Please output every line of the material as it stands, without the pictures.

▶ **PROVIDED DATA**:
##########

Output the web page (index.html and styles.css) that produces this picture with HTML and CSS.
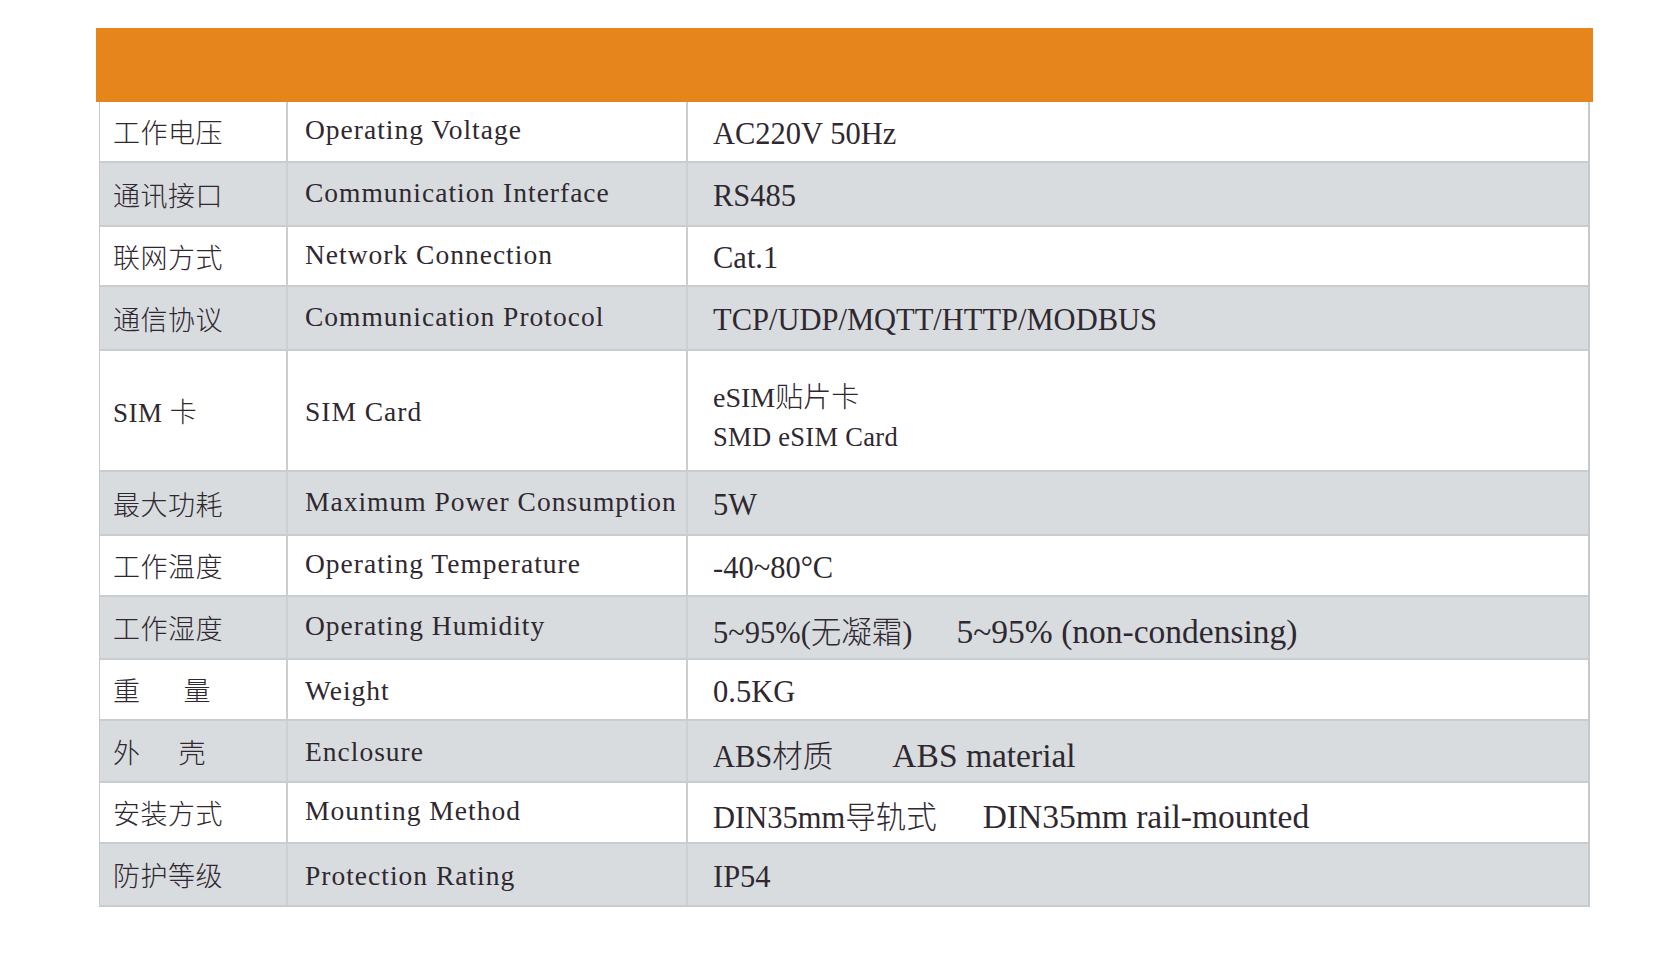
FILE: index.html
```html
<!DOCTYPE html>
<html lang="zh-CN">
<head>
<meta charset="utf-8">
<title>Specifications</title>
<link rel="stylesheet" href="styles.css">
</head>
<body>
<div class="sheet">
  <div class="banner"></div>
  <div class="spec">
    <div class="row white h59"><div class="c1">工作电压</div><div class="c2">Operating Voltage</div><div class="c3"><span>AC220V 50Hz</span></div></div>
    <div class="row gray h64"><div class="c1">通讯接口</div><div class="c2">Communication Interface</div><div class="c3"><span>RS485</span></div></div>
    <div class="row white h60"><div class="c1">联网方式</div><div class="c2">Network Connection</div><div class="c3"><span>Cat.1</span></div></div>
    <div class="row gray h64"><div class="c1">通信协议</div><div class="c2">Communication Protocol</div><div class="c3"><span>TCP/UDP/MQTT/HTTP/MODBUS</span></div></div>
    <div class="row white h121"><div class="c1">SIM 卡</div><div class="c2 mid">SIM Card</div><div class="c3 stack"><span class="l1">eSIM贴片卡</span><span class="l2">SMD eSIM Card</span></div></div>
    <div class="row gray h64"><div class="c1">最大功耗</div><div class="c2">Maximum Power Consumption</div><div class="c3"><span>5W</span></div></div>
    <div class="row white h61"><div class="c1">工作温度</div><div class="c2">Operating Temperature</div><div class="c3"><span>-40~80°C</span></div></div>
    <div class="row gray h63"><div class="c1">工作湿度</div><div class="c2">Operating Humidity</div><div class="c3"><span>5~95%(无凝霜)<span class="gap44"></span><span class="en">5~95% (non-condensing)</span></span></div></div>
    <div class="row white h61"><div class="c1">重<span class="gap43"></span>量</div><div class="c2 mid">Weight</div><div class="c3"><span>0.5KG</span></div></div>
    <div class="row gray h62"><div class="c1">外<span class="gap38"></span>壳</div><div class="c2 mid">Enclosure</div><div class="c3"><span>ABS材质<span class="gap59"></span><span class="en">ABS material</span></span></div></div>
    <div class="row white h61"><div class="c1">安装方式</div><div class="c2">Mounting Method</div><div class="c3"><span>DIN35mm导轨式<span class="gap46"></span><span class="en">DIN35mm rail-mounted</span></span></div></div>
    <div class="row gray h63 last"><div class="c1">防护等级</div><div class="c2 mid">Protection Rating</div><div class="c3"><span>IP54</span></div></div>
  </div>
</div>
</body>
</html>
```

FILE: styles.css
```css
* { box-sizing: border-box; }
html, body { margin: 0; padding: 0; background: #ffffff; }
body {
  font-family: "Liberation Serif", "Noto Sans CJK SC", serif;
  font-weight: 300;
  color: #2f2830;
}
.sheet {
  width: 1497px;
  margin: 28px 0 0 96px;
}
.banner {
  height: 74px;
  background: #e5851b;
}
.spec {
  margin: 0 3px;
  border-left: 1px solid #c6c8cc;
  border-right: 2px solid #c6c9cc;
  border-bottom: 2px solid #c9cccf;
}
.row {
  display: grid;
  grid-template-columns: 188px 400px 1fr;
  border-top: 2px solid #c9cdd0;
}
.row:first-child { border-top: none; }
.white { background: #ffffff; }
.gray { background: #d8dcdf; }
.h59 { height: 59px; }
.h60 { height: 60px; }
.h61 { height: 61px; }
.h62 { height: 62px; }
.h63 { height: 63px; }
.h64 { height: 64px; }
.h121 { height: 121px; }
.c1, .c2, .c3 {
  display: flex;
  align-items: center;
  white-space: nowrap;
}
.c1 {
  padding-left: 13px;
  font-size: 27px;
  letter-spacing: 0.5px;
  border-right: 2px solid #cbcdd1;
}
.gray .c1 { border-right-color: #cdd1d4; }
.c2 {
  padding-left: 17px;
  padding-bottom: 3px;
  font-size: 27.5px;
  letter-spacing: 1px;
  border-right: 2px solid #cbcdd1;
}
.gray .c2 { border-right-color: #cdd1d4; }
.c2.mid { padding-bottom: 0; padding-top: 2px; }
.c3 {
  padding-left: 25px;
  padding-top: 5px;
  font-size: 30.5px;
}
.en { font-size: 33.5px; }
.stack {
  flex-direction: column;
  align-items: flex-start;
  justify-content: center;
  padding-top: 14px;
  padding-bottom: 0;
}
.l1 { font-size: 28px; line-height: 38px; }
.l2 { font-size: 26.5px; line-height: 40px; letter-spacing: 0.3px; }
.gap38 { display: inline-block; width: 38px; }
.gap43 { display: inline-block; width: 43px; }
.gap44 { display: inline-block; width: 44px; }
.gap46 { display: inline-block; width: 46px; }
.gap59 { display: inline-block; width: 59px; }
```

##########

▶ **COMPLETED TASK**:
Output the web page (index.html and styles.css) that produces this picture with HTML and CSS.
FILE: index.html
```html
<!DOCTYPE html>
<html lang="zh-CN">
<head>
<meta charset="utf-8">
<title>Specifications</title>
<link rel="stylesheet" href="styles.css">
</head>
<body>
<div class="sheet">
  <div class="banner"></div>
  <div class="spec">
    <div class="row white h59"><div class="c1">工作电压</div><div class="c2">Operating Voltage</div><div class="c3"><span>AC220V 50Hz</span></div></div>
    <div class="row gray h64"><div class="c1">通讯接口</div><div class="c2">Communication Interface</div><div class="c3"><span>RS485</span></div></div>
    <div class="row white h60"><div class="c1">联网方式</div><div class="c2">Network Connection</div><div class="c3"><span>Cat.1</span></div></div>
    <div class="row gray h64"><div class="c1">通信协议</div><div class="c2">Communication Protocol</div><div class="c3"><span>TCP/UDP/MQTT/HTTP/MODBUS</span></div></div>
    <div class="row white h121"><div class="c1">SIM 卡</div><div class="c2 mid">SIM Card</div><div class="c3 stack"><span class="l1">eSIM贴片卡</span><span class="l2">SMD eSIM Card</span></div></div>
    <div class="row gray h64"><div class="c1">最大功耗</div><div class="c2">Maximum Power Consumption</div><div class="c3"><span>5W</span></div></div>
    <div class="row white h61"><div class="c1">工作温度</div><div class="c2">Operating Temperature</div><div class="c3"><span>-40~80°C</span></div></div>
    <div class="row gray h63"><div class="c1">工作湿度</div><div class="c2">Operating Humidity</div><div class="c3"><span>5~95%(无凝霜)<span class="gap44"></span><span class="en">5~95% (non-condensing)</span></span></div></div>
    <div class="row white h61"><div class="c1">重<span class="gap43"></span>量</div><div class="c2 mid">Weight</div><div class="c3"><span>0.5KG</span></div></div>
    <div class="row gray h62"><div class="c1">外<span class="gap38"></span>壳</div><div class="c2 mid">Enclosure</div><div class="c3"><span>ABS材质<span class="gap59"></span><span class="en">ABS material</span></span></div></div>
    <div class="row white h61"><div class="c1">安装方式</div><div class="c2">Mounting Method</div><div class="c3"><span>DIN35mm导轨式<span class="gap46"></span><span class="en">DIN35mm rail-mounted</span></span></div></div>
    <div class="row gray h63 last"><div class="c1">防护等级</div><div class="c2 mid">Protection Rating</div><div class="c3"><span>IP54</span></div></div>
  </div>
</div>
</body>
</html>
```

FILE: styles.css
```css
* { box-sizing: border-box; }
html, body { margin: 0; padding: 0; background: #ffffff; }
body {
  font-family: "Liberation Serif", "Noto Sans CJK SC", serif;
  font-weight: 300;
  color: #2f2830;
}
.sheet {
  width: 1497px;
  margin: 28px 0 0 96px;
}
.banner {
  height: 74px;
  background: #e5851b;
}
.spec {
  margin: 0 3px;
  border-left: 1px solid #c6c8cc;
  border-right: 2px solid #c6c9cc;
  border-bottom: 2px solid #c9cccf;
}
.row {
  display: grid;
  grid-template-columns: 188px 400px 1fr;
  border-top: 2px solid #c9cdd0;
}
.row:first-child { border-top: none; }
.white { background: #ffffff; }
.gray { background: #d8dcdf; }
.h59 { height: 59px; }
.h60 { height: 60px; }
.h61 { height: 61px; }
.h62 { height: 62px; }
.h63 { height: 63px; }
.h64 { height: 64px; }
.h121 { height: 121px; }
.c1, .c2, .c3 {
  display: flex;
  align-items: center;
  white-space: nowrap;
}
.c1 {
  padding-left: 13px;
  font-size: 27px;
  letter-spacing: 0.5px;
  border-right: 2px solid #cbcdd1;
}
.gray .c1 { border-right-color: #cdd1d4; }
.c2 {
  padding-left: 17px;
  padding-bottom: 3px;
  font-size: 27.5px;
  letter-spacing: 1px;
  border-right: 2px solid #cbcdd1;
}
.gray .c2 { border-right-color: #cdd1d4; }
.c2.mid { padding-bottom: 0; padding-top: 2px; }
.c3 {
  padding-left: 25px;
  padding-top: 5px;
  font-size: 30.5px;
}
.en { font-size: 33.5px; }
.stack {
  flex-direction: column;
  align-items: flex-start;
  justify-content: center;
  padding-top: 14px;
  padding-bottom: 0;
}
.l1 { font-size: 28px; line-height: 38px; }
.l2 { font-size: 26.5px; line-height: 40px; letter-spacing: 0.3px; }
.gap38 { display: inline-block; width: 38px; }
.gap43 { display: inline-block; width: 43px; }
.gap44 { display: inline-block; width: 44px; }
.gap46 { display: inline-block; width: 46px; }
.gap59 { display: inline-block; width: 59px; }
```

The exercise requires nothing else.